On expliqua à notre sauveur notre mésaventure. Il n'était pas surpris : « Certains chauffeurs sont de véritables sociopathes. » Je lui ai dit que ceux de Montréal n'étaient guère mieux. C'est peut-être à force de voir passer le pire dans son véhicule. Le film « Taxi Driver » me venait à l'esprit. Nous étions enfin dans notre oasis sèche, l'auberge de jeunesse. Mes vêtements avaient maintenant doublé de poids dû à la quantité d'eau reçue. La seule chose que je priais, même si je ne suis pas croyant, c'était de ne pas tomber malade. Je m'étais aussi fait une liste dans ma tête. Acheter des bouchons pour oreilles. Acheter une carte prépayée. Chat échaudé craint l'eau froide. Et de l'eau froide, j'en ai eu en masse!*5

On se déshabilla, et on se lança dans nos lits. On ne prit pas la peine de prendre nos douches.

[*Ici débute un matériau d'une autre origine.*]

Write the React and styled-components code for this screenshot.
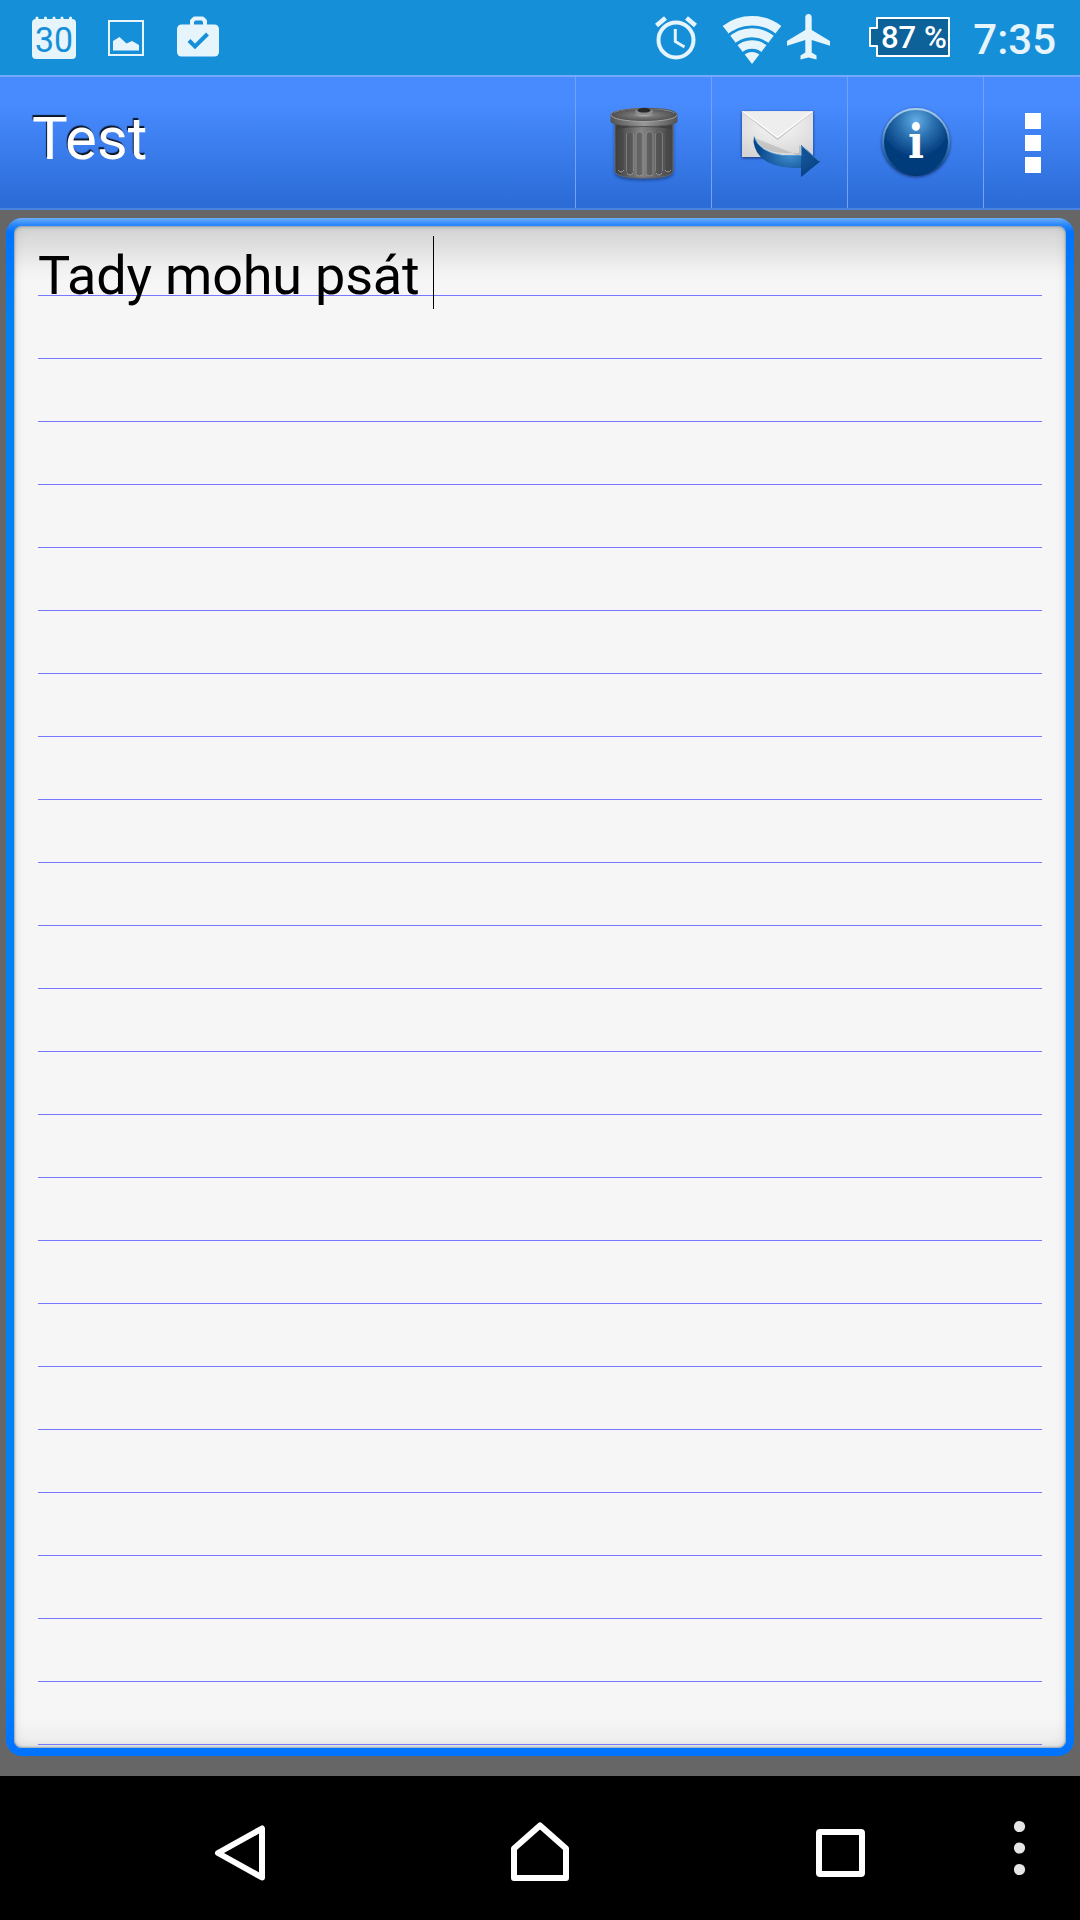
import React from "react";
import styled, { createGlobalStyle } from "styled-components";

const GlobalStyle = createGlobalStyle`
  * {
    box-sizing: border-box;
  }
  body {
    margin: 0;
    background-color: #666;
    font-family: Roboto, "Noto Sans", sans-serif;
  }
  svg {
    display: block;
    flex: none;
  }
`;

const Container = styled.div`
  width: 1080px;
  height: 1920px;
  display: flex;
  flex-direction: column;
  overflow: hidden;
`;

// status bar
const StatusBar = styled.div`
  height: 75px;
  flex: none;
  display: flex;
  justify-content: space-between;
  background-color: #168fd9;
  color: #e6f4fc;
  padding: 14px 24px 0 32px;
`;
const Group = styled.div`
  display: flex;
  align-items: flex-start;
`;
const Slot = styled.div`
  margin-left: ${(props) => props.$left || 0}px;
  margin-top: ${(props) => props.$top || 0}px;
`;
const BatteryText = styled.text`
  font-size: 31px;
  font-weight: 500;
  fill: #fff;
`;
const CalendarText = styled.text`
  font-size: 35px;
  font-weight: 400;
  fill: #168fd9;
`;
const Clock = styled.div`
  font-size: 42px;
  font-weight: 500;
  line-height: 50px;
  margin-left: 23px;
  margin-top: 1px;
`;

// action bar
const ActionBar = styled.div`
  height: 135px;
  flex: none;
  display: flex;
  border-top: 2px solid #75a8ff;
  border-bottom: 2px solid #4a83df;
  background: linear-gradient(#488bff 0%, #488bff 20%, #2b6cd7 96%);
`;
const Title = styled.div`
  flex: 1;
  padding-left: 32px;
  font-size: 60px;
  line-height: 70px;
  padding-top: 27px;
  color: #fff;
  text-shadow: -1px -2px 1px rgba(0, 0, 0, 0.85);
`;
const Action = styled.div`
  width: ${(props) => props.$width || 136}px;
  border-left: 1px solid #72a4f5;
  padding: 26px 0 0 ${(props) => props.$left}px;
`;

// note
const Body = styled.div`
  flex: 1;
  padding: 8px 6px 20px;
  background-color: #666;
`;
const Frame = styled.div`
  height: 1538px;
  padding: 8px;
  border-radius: 16px;
  background: linear-gradient(
    #69adf8 0px,
    #2b86fb 7px,
    #0073ff 14px,
    #0083f2 110px,
    #0083f2 1450px,
    #0074ff 1528px
  );
`;
const Sheet = styled.div`
  height: 1522px;
  padding: 7px 24px 0;
  border-radius: 8px;
  background: linear-gradient(
    #d6d6d6 0px,
    #dcdcdc 16px,
    #f0f0f0 42px,
    #f6f6f6 56px,
    #f6f6f6 1492px,
    #ececec 1522px
  );
  box-shadow: inset 0 0 2px 1px rgba(120, 150, 165, 0.75),
    inset 0 0 12px rgba(0, 0, 0, 0.12);
`;
const Line = styled.div`
  height: 63px;
  border-bottom: 1px solid #7777ff;
  display: flex;
  align-items: flex-start;
`;
const NoteText = styled.span`
  font-size: 54px;
  line-height: 63px;
  letter-spacing: -0.2px;
  margin-top: 11px;
  white-space: pre;
  color: #000;
`;
const Caret = styled.span`
  width: 1px;
  height: 73px;
  margin-top: 3px;
  background-color: #000;
`;

// navigation bar
const NavBar = styled.div`
  height: 144px;
  flex: none;
  display: flex;
  background-color: #000;
  padding-top: 44px;
`;

const CalendarIcon = () => (
  <svg width="44" height="43" viewBox="0 0 44 43">
    <path
      d="M5 4V2M13.5 4V2M22 4V2M30 4V2M38.5 4V2"
      stroke="#e6f4fc"
      strokeWidth="3"
      strokeLinecap="round"
    />
    <rect y="3" width="44" height="40" rx="4" fill="#e6f4fc" />
    <CalendarText
      x="3"
      y="35.5"
      textLength="38"
      lengthAdjust="spacingAndGlyphs"
    >
      30
    </CalendarText>
  </svg>
);

const PictureIcon = () => (
  <svg width="36" height="36" viewBox="0 0 36 36">
    <rect
      x="1"
      y="1"
      width="34"
      height="34"
      fill="none"
      stroke="#e6f4fc"
      strokeWidth="2"
    />
    <path
      d="M5 30.500V21L11.500 17L18.500 23.500L24 21L31 25V30.500Z"
      fill="#e6f4fc"
    />
  </svg>
);

const BriefcaseIcon = () => (
  <svg width="42" height="41" viewBox="0 0 42 41">
    <path
      d="M15 10V5L17.500 2.500H25.500L28 5V10"
      fill="none"
      stroke="#e6f4fc"
      strokeWidth="4"
      strokeLinejoin="round"
    />
    <rect y="8.500" width="42" height="32" rx="4.500" fill="#e6f4fc" />
    <path
      d="M12 24.500L18 30.500L30.500 18"
      fill="none"
      stroke="#168fd9"
      strokeWidth="4"
    />
  </svg>
);

const AlarmIcon = () => (
  <svg width="43" height="44" viewBox="0 0 43 44">
    <g fill="none" stroke="#e6f4fc">
      <circle cx="21" cy="24" r="17.500" strokeWidth="4" />
      <path d="M20.300 13V25.500L29.500 31" strokeWidth="3" />
      <path d="M1.500 9.500L10.500 2M31.500 2L40.500 9.500" strokeWidth="4.600" />
    </g>
  </svg>
);

const WifiIcon = () => (
  <svg width="58" height="48" viewBox="0 0 58 48">
    <defs>
      <clipPath id="fan">
        <path d="M29 48L-1 9V-2H59V9Z" />
      </clipPath>
    </defs>
    <g clipPath="url(#fan)" fill="none" stroke="#e6f4fc">
      <circle cx="29" cy="48" r="43.200" strokeWidth="9.500" />
      <circle cx="29" cy="48" r="31.200" strokeWidth="9" />
      <circle cx="29" cy="48" r="19.500" strokeWidth="8.500" />
      <circle cx="29" cy="48" r="6" strokeWidth="12" />
    </g>
  </svg>
);

const PlaneIcon = () => (
  <svg width="43" height="46" viewBox="0 0 43 46">
    <path
      d="M18.300 3.500Q18.300 0 21.500 0T24.700 3.500V16L43 27V31.800L24.700 26V38.500L29.500 41.500V45.500L21.500 43.500L13.500 45.500V41.500L18.300 38.500V26L0 31.800V27L18.300 16Z"
      fill="#e6f4fc"
    />
  </svg>
);

const BatteryIcon = () => (
  <svg width="81" height="40" viewBox="0 0 81 40">
    <path
      d="M8 1H80V39H8V29H1V11H8Z"
      fill="#0d6299"
      stroke="#fff"
      strokeWidth="2"
      strokeLinejoin="round"
    />
    <BatteryText x="12" y="31">
      87 %
    </BatteryText>
  </svg>
);

const TrashIcon = () => (
  <svg width="72" height="80" viewBox="0 0 72 80">
    <defs>
      <linearGradient id="can">
        <stop offset="0" stopColor="#3b3b3b" />
        <stop offset="0.450" stopColor="#858585" />
        <stop offset="0.600" stopColor="#747474" />
        <stop offset="1" stopColor="#424242" />
      </linearGradient>
      <linearGradient id="rim">
        <stop offset="0" stopColor="#555" />
        <stop offset="0.500" stopColor="#999" />
        <stop offset="1" stopColor="#555" />
      </linearGradient>
      <radialGradient id="lid">
        <stop offset="0" stopColor="#bbb" />
        <stop offset="0.350" stopColor="#777" />
        <stop offset="1" stopColor="#4e4e4e" />
      </radialGradient>
      <filter id="soft" x="-20%" y="-20%" width="140%" height="140%">
        <feDropShadow
          dx="0"
          dy="2"
          stdDeviation="1.500"
          floodColor="#102a60"
          floodOpacity="0.600"
        />
      </filter>
    </defs>
    <path
      d="M7 15H65V68Q64 75 36 75T7 68Z"
      fill="url(#can)"
      stroke="#666"
      filter="url(#soft)"
    />
    <path d="M8 18H64V26Q52 24 36 24T8 26Z" fill="#3c3c3c" opacity="0.800" />
    <g stroke="#444" strokeWidth="5.500" strokeLinecap="round" opacity="0.450">
      <path d="M13 28V66M22 30V69M31.500 32V71M41.500 32V71M50.500 30V69M60 28V66" />
    </g>
    <g fill="none" stroke="#999" strokeWidth="1">
      <path d="M10 67Q13 71 16 67M19 70Q22 74 25 70M28 71Q31.500 75 35 71M38 71Q41.500 75 45 71M48 70Q51 74 54 70M57 67Q60 71 63 67" />
      <path
        d="M18.500 68V31Q22 26 25.500 31V68M28 70V31Q31.500 26 35 31V70M38 70V31Q41.500 26 45 31V70M47.500 68V31Q51 26 54.500 31V68"
        opacity="0.500"
      />
    </g>
    <path
      d="M3 11V19Q8 23.500 36 23.500T69 19V11Z"
      fill="url(#rim)"
      stroke="#555"
      strokeWidth="1"
    />
    <ellipse
      cx="36"
      cy="12"
      rx="33"
      ry="6.500"
      fill="url(#lid)"
      stroke="#a4a4a4"
      strokeWidth="1"
    />
    <path
      d="M3 12Q5 6 36 5.500T69 12"
      fill="none"
      stroke="#5b5b5b"
      strokeWidth="1.200"
    />
    <ellipse cx="36" cy="8.500" rx="9" ry="3.500" fill="#8c8c8c" />
    <ellipse cx="36" cy="7.200" rx="6.500" ry="2.400" fill="#292929" />
  </svg>
);

const MailIcon = () => (
  <svg width="84" height="76" viewBox="0 0 84 76">
    <defs>
      <radialGradient id="paper" cx="0.500" cy="0.300" r="0.750">
        <stop offset="0" stopColor="#f8f8f8" />
        <stop offset="1" stopColor="#d4d4d4" />
      </radialGradient>
      <radialGradient id="arrow" cx="0.550" cy="0.500" r="0.500">
        <stop offset="0" stopColor="#3e8aca" />
        <stop offset="1" stopColor="#08478b" />
      </radialGradient>
      <filter id="mailShadow" x="-10%" y="-10%" width="120%" height="125%">
        <feDropShadow
          dx="0"
          dy="1"
          stdDeviation="1.500"
          floodColor="#0b2454"
          floodOpacity="0.800"
        />
      </filter>
    </defs>
    <rect
      x="3"
      y="8"
      width="71"
      height="46"
      fill="url(#paper)"
      filter="url(#mailShadow)"
    />
    <path d="M4 9H73L38.500 35Z" fill="#eee" />
    <path
      d="M4 9L38.500 36L73 9"
      fill="none"
      stroke="#c5c5c5"
      strokeWidth="1.500"
    />
    <path
      d="M4 8.500L38.500 34.500L73 8.500"
      fill="none"
      stroke="#fff"
      strokeWidth="1.200"
    />
    <path d="M16 35Q23 50 46 50H60V42L73 52H58Z" fill="#000" opacity="0.120" />
    <path
      d="M15 33Q20 49 43 52H62V42L81 58.500L62 74V65H54Q18 63 14.500 39Z"
      fill="url(#arrow)"
    />
    <path d="M62 42L81 58.500L62 74Z" fill="#064184" opacity="0.600" />
    <path
      d="M15 34Q20 49 43 52.500H62.500V43L80 58"
      fill="none"
      stroke="#5aa4df"
      strokeWidth="1"
      opacity="0.700"
    />
  </svg>
);

const InfoLetter = styled.text`
  font-family: "DejaVu Serif", serif;
  font-weight: bold;
  font-size: 46px;
  fill: #fff;
`;

const InfoIcon = () => (
  <svg width="76" height="78" viewBox="0 0 76 78">
    <defs>
      <radialGradient id="ball" cx="0.500" cy="0.180" r="0.560">
        <stop offset="0" stopColor="#62aee8" />
        <stop offset="0.450" stopColor="#2d73b2" />
        <stop offset="1" stopColor="#003a7c" />
      </radialGradient>
      <linearGradient id="ring" x1="0" y1="0" x2="0" y2="1">
        <stop offset="0" stopColor="#a9cfeb" />
        <stop offset="0.550" stopColor="#3c77b4" />
        <stop offset="1" stopColor="#003775" />
      </linearGradient>
      <filter id="ballShadow" x="-15%" y="-15%" width="130%" height="130%">
        <feDropShadow
          dx="0"
          dy="1"
          stdDeviation="1.500"
          floodColor="#0b2454"
          floodOpacity="0.800"
        />
      </filter>
    </defs>
    <circle
      cx="38"
      cy="39"
      r="33"
      fill="url(#ball)"
      stroke="url(#ring)"
      strokeWidth="2"
      filter="url(#ballShadow)"
    />
    <InfoLetter
      x="30"
      y="54.500"
      textLength="16"
      lengthAdjust="spacingAndGlyphs"
    >
      i
    </InfoLetter>
  </svg>
);

const OverflowIcon = () => (
  <svg width="18" height="64" viewBox="0 0 18 64">
    <g fill="#fff">
      <rect x="1" y="1" width="16" height="16" />
      <rect x="1" y="23" width="16" height="16" />
      <rect x="1" y="45" width="16" height="16" />
    </g>
  </svg>
);

const lines = Array.from({ length: 23 }, (_, i) => i);

const App = () => {
  return (
    <>
      <GlobalStyle />
      <Container>
        <StatusBar>
          {/* notifications */}
          <Group>
            <Slot $top={2}>
              <CalendarIcon />
            </Slot>
            <Slot $left={32} $top={6}>
              <PictureIcon />
            </Slot>
            <Slot $left={33} $top={2}>
              <BriefcaseIcon />
            </Slot>
          </Group>
          {/* system */}
          <Group>
            <Slot $top={2}>
              <AlarmIcon />
            </Slot>
            <Slot $left={25} $top={2}>
              <WifiIcon />
            </Slot>
            <Slot $left={6}>
              <PlaneIcon />
            </Slot>
            <Slot $left={39} $top={3}>
              <BatteryIcon />
            </Slot>
            <Clock>7:35</Clock>
          </Group>
        </StatusBar>

        <ActionBar>
          <Title>Test</Title>
          <Action $left={32}>
            <TrashIcon />
          </Action>
          <Action $left={27}>
            <MailIcon />
          </Action>
          <Action $left={30}>
            <InfoIcon />
          </Action>
          <Action $width={97} $left={40}>
            <Slot $top={9}>
              <OverflowIcon />
            </Slot>
          </Action>
        </ActionBar>

        <Body>
          <Frame>
            <Sheet>
              <Line>
                <NoteText>{"Tady mohu psát "}</NoteText>
                <Caret />
              </Line>
              {lines.map((line) => (
                <Line key={line} />
              ))}
            </Sheet>
          </Frame>
        </Body>

        <NavBar>
          <Slot $left={211}>
            <svg width="56" height="64" viewBox="0 0 56 64">
              <path
                d="M51 8.500V57.500L7 33Z"
                fill="none"
                stroke="#fff"
                strokeWidth="6"
                strokeLinejoin="round"
              />
            </svg>
          </Slot>
          <Slot $left={241}>
            <svg width="64" height="64" viewBox="0 0 64 64">
              <path
                d="M32 5.500L58 28.500V58H6V28.500Z"
                fill="none"
                stroke="#fff"
                strokeWidth="6"
                strokeLinejoin="round"
              />
            </svg>
          </Slot>
          <Slot $left={242}>
            <svg width="53" height="64" viewBox="0 0 53 64">
              <rect
                x="5"
                y="12"
                width="43"
                height="42"
                rx="1"
                fill="none"
                stroke="#fff"
                strokeWidth="6"
              />
            </svg>
          </Slot>
          <Slot $left={146}>
            <svg width="13" height="64" viewBox="0 0 13 64">
              <g fill="#e6e6e6">
                <circle cx="6.500" cy="6.500" r="5.600" />
                <circle cx="6.500" cy="28" r="5.600" />
                <circle cx="6.500" cy="49.500" r="5.600" />
              </g>
            </svg>
          </Slot>
        </NavBar>
      </Container>
    </>
  );
};

export default App;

*1 Toffer : Endurer, survivre. Vient du mot anglais Tough
*2 Nono : Façon mignonne de dire Idiot, presque naïf, candide.
*3 Tipper : Action de donner un pourboire. Dans la même famille de Tips : synonyme pourboire.
*4 Pleuvoir à siau : expression qui signifie une très grosse pluie.
*5 En masse : Interjection pour trop! Assez!